Practical life lesson learned: don’t hand a three year old a donkey “costume” without giving VERY clear instructions on what to do with it, AND helping them execute said instructions. 

So about 30 seconds go by as I have my back turned to Devon, and I hear one of the little girls scream and point at him. I turn around, and no joke, this is what I saw: Devon, who knew exactly where that tail was supposed to go, has pulled down his pants and was squeezing it right between his little 3 year old butt cheeks. Hands on his hips, smiling ear to ear. I couldn’t even get mad because he was so proud, genuinely believing that was exactly what he was supposed to do.

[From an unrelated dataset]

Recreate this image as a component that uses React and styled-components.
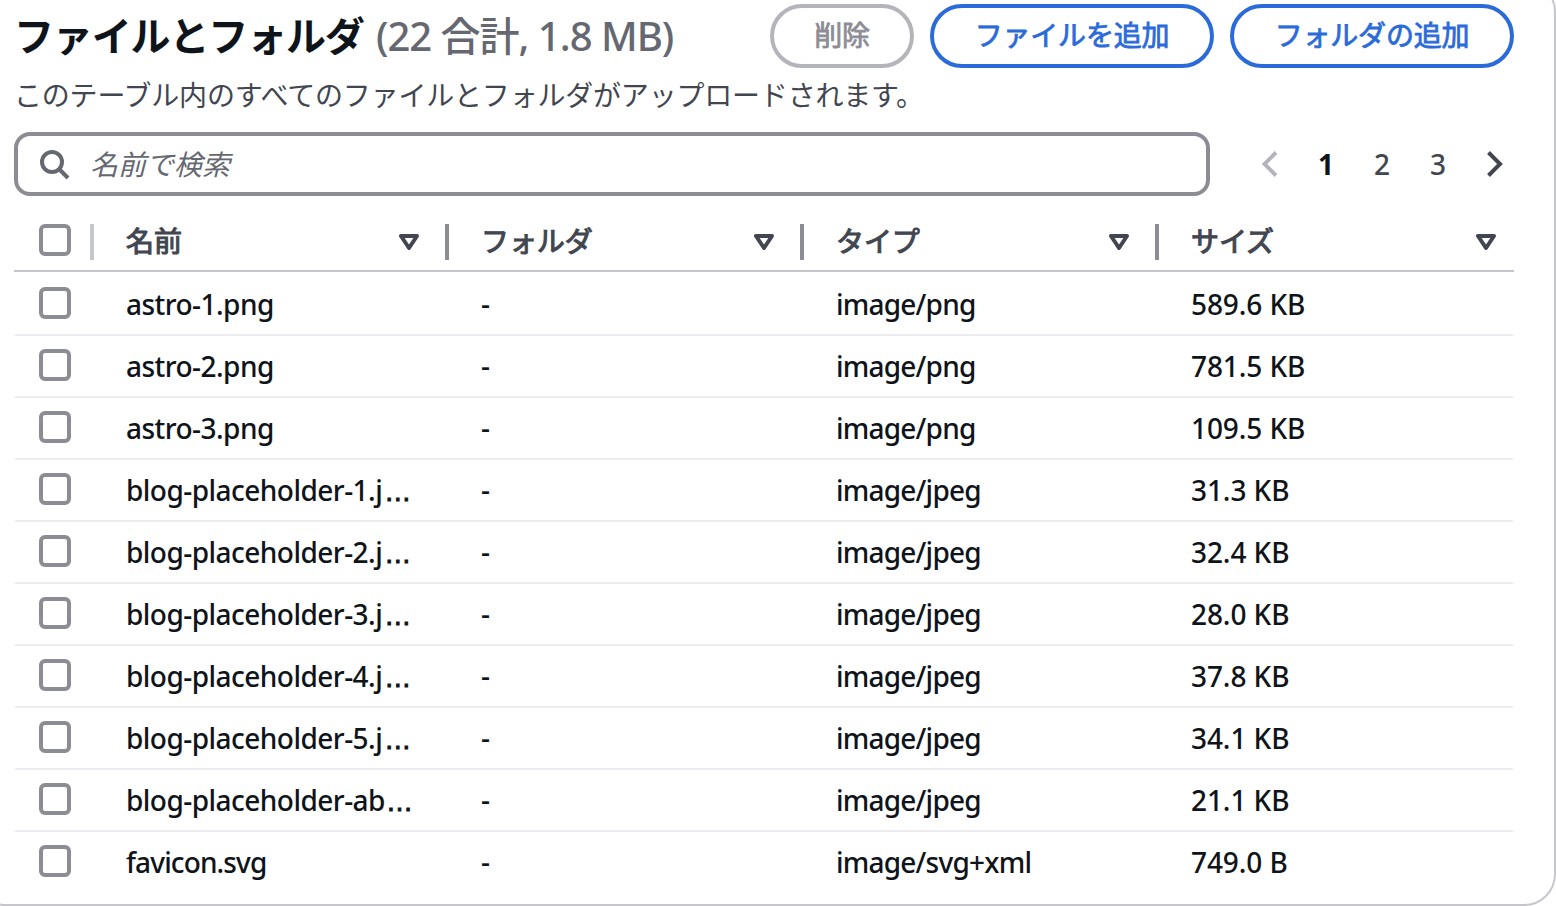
import React from "react";
import styled, { createGlobalStyle } from "styled-components";

const Global = createGlobalStyle`
  * { box-sizing: border-box; }
  body {
    margin: 0;
    background: #fff;
    color: #0f141a;
    font-family: "Noto Sans", "Noto Sans CJK JP", sans-serif;
    font-size: 28px;
    overflow: hidden;
  }
`;

const Viewport = styled.main`
  width: 1556px;
  height: 906px;
  overflow: hidden;
`;

const Card = styled.section`
  width: 1582px;
  height: 926px;
  margin: -20px 0 0 -26px;
  padding: 22px 40px 0 38px;
  border: 2px solid #c6c6cd;
  border-radius: 32px;
`;

const Header = styled.header`
  display: flex;
  justify-content: space-between;
  height: 64px;
`;

const Title = styled.h2`
  margin: 0;
  font-size: 40px;
  font-weight: 700;
  line-height: 64px;
  letter-spacing: -1.15px;
  white-space: pre;
`;

const Counter = styled.span`
  margin-left: 3px;
  color: #656871;
  font-weight: 500;
  letter-spacing: -1px;
`;

const Actions = styled.div`
  display: flex;
  gap: 16px;
`;

const Button = styled.button`
  width: ${(p) => p.$width}px;
  height: 64px;
  padding: 0 0 4px;
  border: 4px solid ${(p) => (p.disabled ? "#b4b4bb" : "#2b6bd9")};
  border-radius: 32px;
  background: #fff;
  color: ${(p) => (p.disabled ? "#8c8c94" : "#2b6bd9")};
  font: 400 28px/52px "Noto Sans CJK JP", sans-serif;
  letter-spacing: -0.2px;
  -webkit-text-stroke: 0.8px currentColor;
`;

const Description = styled.p`
  margin: 6px 0 0;
  height: 42px;
  line-height: 42px;
  color: #424650;
  letter-spacing: -0.2px;
`;

const Tools = styled.div`
  display: flex;
  align-items: center;
  justify-content: space-between;
  margin-top: 16px;
  height: 64px;
`;

const SearchBox = styled.label`
  display: flex;
  align-items: center;
  gap: 20px;
  width: 1196px;
  height: 64px;
  padding-left: 20px;
  border: 4px solid #8c8c94;
  border-radius: 16px;
`;

const SearchInput = styled.input`
  flex: 1;
  padding: 0 0 2px;
  border: 0;
  outline: 0;
  background: transparent;
  font: italic 400 28px/52px "Noto Sans CJK JP", sans-serif;
  &::placeholder { color: #656871; opacity: 1; }
`;

const Pager = styled.nav`
  display: flex;
  align-items: center;
  padding-right: 11px;
`;

const PageItem = styled.span`
  display: flex;
  align-items: center;
  justify-content: ${(p) => p.$align || "center"};
  width: ${(p) => p.$width || 56}px;
  color: ${(p) => (p.$active ? "#0f141a" : "#424650")};
  font-weight: ${(p) => (p.$active ? 700 : 500)};
`;

const Table = styled.div`
  margin-top: 16px;
`;

const Row = styled.div`
  display: grid;
  grid-template-columns: 80px repeat(4, 355px);
  height: 62px;
`;

const HeadRow = styled(Row)`
  height: 60px;
  border-bottom: 2px solid #c6c6cd;
  margin-bottom: 2px;
`;

const BodyRow = styled(Row)`
  border-bottom: 2px solid ${(p) => (p.$last ? "transparent" : "#ebebf0")};
  border-left: 2px solid transparent;
  border-right: 2px solid transparent;
  grid-template-columns: 78px repeat(4, 355px);
`;

const HeadCell = styled.div`
  display: flex;
  align-items: flex-start;
  justify-content: space-between;
  padding: 12px 0 0 ${(p) => (p.$select ? 25 : 32)}px;
`;

const HeadLabel = styled.span`
  flex: 1;
  color: #424650;
  font-family: "Noto Sans CJK JP", sans-serif;
  font-weight: 400;
  -webkit-text-stroke: 1.1px currentColor;
  line-height: 36px;
  margin-top: -2px;
  letter-spacing: -0.1px;
`;

const Divider = styled.i`
  width: 4px;
  height: 36px;
  margin-left: ${(p) => (p.$light ? 0 : 26)}px;
  background: ${(p) => (p.$light ? "#c6c6cd" : "#8c8c94")};
`;

const SortIcon = styled.svg`
  margin: 10px ${(p) => (p.$last ? 18 : 0)}px 0 0;
`;

const Checkbox = styled.span`
  display: block;
  width: 32px;
  height: 32px;
  border: 4px solid #8c8c94;
  border-radius: 6px;
`;

const CheckCell = styled.div`
  padding: 13px 0 0 23px;
`;

const Cell = styled.div`
  padding-left: 32px;
  line-height: 60px;
  font-weight: 500;
  letter-spacing: ${(p) => p.$track || 0}px;
  white-space: nowrap;
`;

const EmptyCell = styled(Cell)`
  line-height: 58px;
`;

const Ellipsis = styled.span`
  margin-left: ${(p) => (p.$tight ? 1 : 2)}px;
  font: 27px/1 "Liberation Sans", sans-serif;
  -webkit-text-stroke: 1px currentColor;
`;

const columns = ["名前", "フォルダ", "タイプ", "サイズ"];

const files = [
  { name: "astro-1.png", type: "image/png", size: "589.6 KB" },
  { name: "astro-2.png", type: "image/png", size: "781.5 KB" },
  { name: "astro-3.png", type: "image/png", size: "109.5 KB" },
  { name: "blog-placeholder-1.j", cut: true, type: "image/jpeg", size: "31.3 KB" },
  { name: "blog-placeholder-2.j", cut: true, type: "image/jpeg", size: "32.4 KB" },
  { name: "blog-placeholder-3.j", cut: true, type: "image/jpeg", size: "28.0 KB" },
  { name: "blog-placeholder-4.j", cut: true, type: "image/jpeg", size: "37.8 KB" },
  { name: "blog-placeholder-5.j", cut: true, type: "image/jpeg", size: "34.1 KB" },
  { name: "blog-placeholder-ab", cut: true, tight: true, type: "image/jpeg", size: "21.1 KB" },
  { name: "favicon.svg", type: "image/svg+xml", size: "749.0 B", track: -0.88 },
];

const Chevron = ({ flip, color }) => (
  <svg width="16" height="28" viewBox="0 0 16 28" fill="none" stroke={color} strokeWidth="4">
    <path d={flip ? "M14 2.5 2.5 14 14 25.5" : "M1.5 2.5 13 14 1.5 25.5"} />
  </svg>
);

export default function App() {
  return (
    <Viewport>
      <Global />
      <Card>
        <Header>
          <Title>
            ファイルとフォルダ <Counter>(22 合計, 1.8 MB)</Counter>
          </Title>
          <Actions>
            <Button $width={144} disabled>削除</Button>
            <Button $width={284}>ファイルを追加</Button>
            <Button $width={284}>フォルダの追加</Button>
          </Actions>
        </Header>
        <Description>このテーブル内のすべてのファイルとフォルダがアップロードされます。</Description>
        <Tools>
          <SearchBox>
            <svg width="32" height="32" viewBox="0 0 32 32" fill="none" stroke="#656871" strokeWidth="4">
              <circle cx="14" cy="14" r="10" />
              <path d="m21 21 9 9" />
            </svg>
            <SearchInput placeholder="名前で検索" />
          </SearchBox>
          <Pager>
            <PageItem><Chevron flip color="#b4b4bb" /></PageItem>
            <PageItem $active>1</PageItem>
            <PageItem>2</PageItem>
            <PageItem>3</PageItem>
            <PageItem $width={37} $align="flex-end"><Chevron color="#424650" /></PageItem>
          </Pager>
        </Tools>
        <Table>
          <HeadRow>
            <HeadCell $select>
              <Checkbox />
              <Divider $light />
            </HeadCell>
            {columns.map((name, i) => (
              <HeadCell key={name}>
                <HeadLabel>{name}</HeadLabel>
                <SortIcon $last={i === 3} width="20" height="16" viewBox="0 0 20 16">
                  <path d="M2 2h16l-8 12Z" fill="none" stroke="#424650" strokeWidth="4" strokeLinejoin="round" />
                </SortIcon>
                {i < 3 && <Divider />}
              </HeadCell>
            ))}
          </HeadRow>
          {files.map((file, i) => (
            <BodyRow key={file.name} $last={i === files.length - 1}>
              <CheckCell><Checkbox /></CheckCell>
              <Cell $track={file.track || -0.53}>
                {file.name}
                {file.cut && <Ellipsis $tight={file.tight}>…</Ellipsis>}
              </Cell>
              <EmptyCell>-</EmptyCell>
              <Cell $track={-0.78}>{file.type}</Cell>
              <Cell $track={-0.08}>{file.size}</Cell>
            </BodyRow>
          ))}
        </Table>
      </Card>
    </Viewport>
  );
}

Devon was ready to be the best donkey the Strong Tower Bible Church children’s ministry had ever seen.

This was one of those moments frozen in time where if it was Saved by the Bell and I was Zach Morris, I would have turned to the camera to talk about what I should do next. Since there wasn’t a camera, though, and the only thing frozen was Devon standing there tall and proud, I turned to my co-teacher and said, “I’m gonna need you to handle this one.” I walked into the hallway and died laughing. I couldn’t contain it.

Obviously the tail was thrown away and it was explained to Devon that while we are so proud that he knows where that tail goes, that wasn’t what we meant, and it’s not OK to pull our pants down in class. How could I be upset, though? I handed him his costume, and he did exactly what he thought he was supposed to do with it! And he wasted no time doing it. I hand him the tail; 30 seconds later it is right where it goes.

I think sometimes I’m Devon in this story in my own life. God hands me something and I do it all wrong, even though my heart was to be obedient. But God doesn’t punish me, he just gently corrects me and points me in the right direction, and he probably laughs really hard sometimes in the process.

I want to release you to take a risk in obedience. If your heart is to please God and be obedient with the next thing He hands you, He will work it all together for your good, and for His purpose in your life.

There is grace for you, even if you have your donkey tail squeezed between your butt cheeks.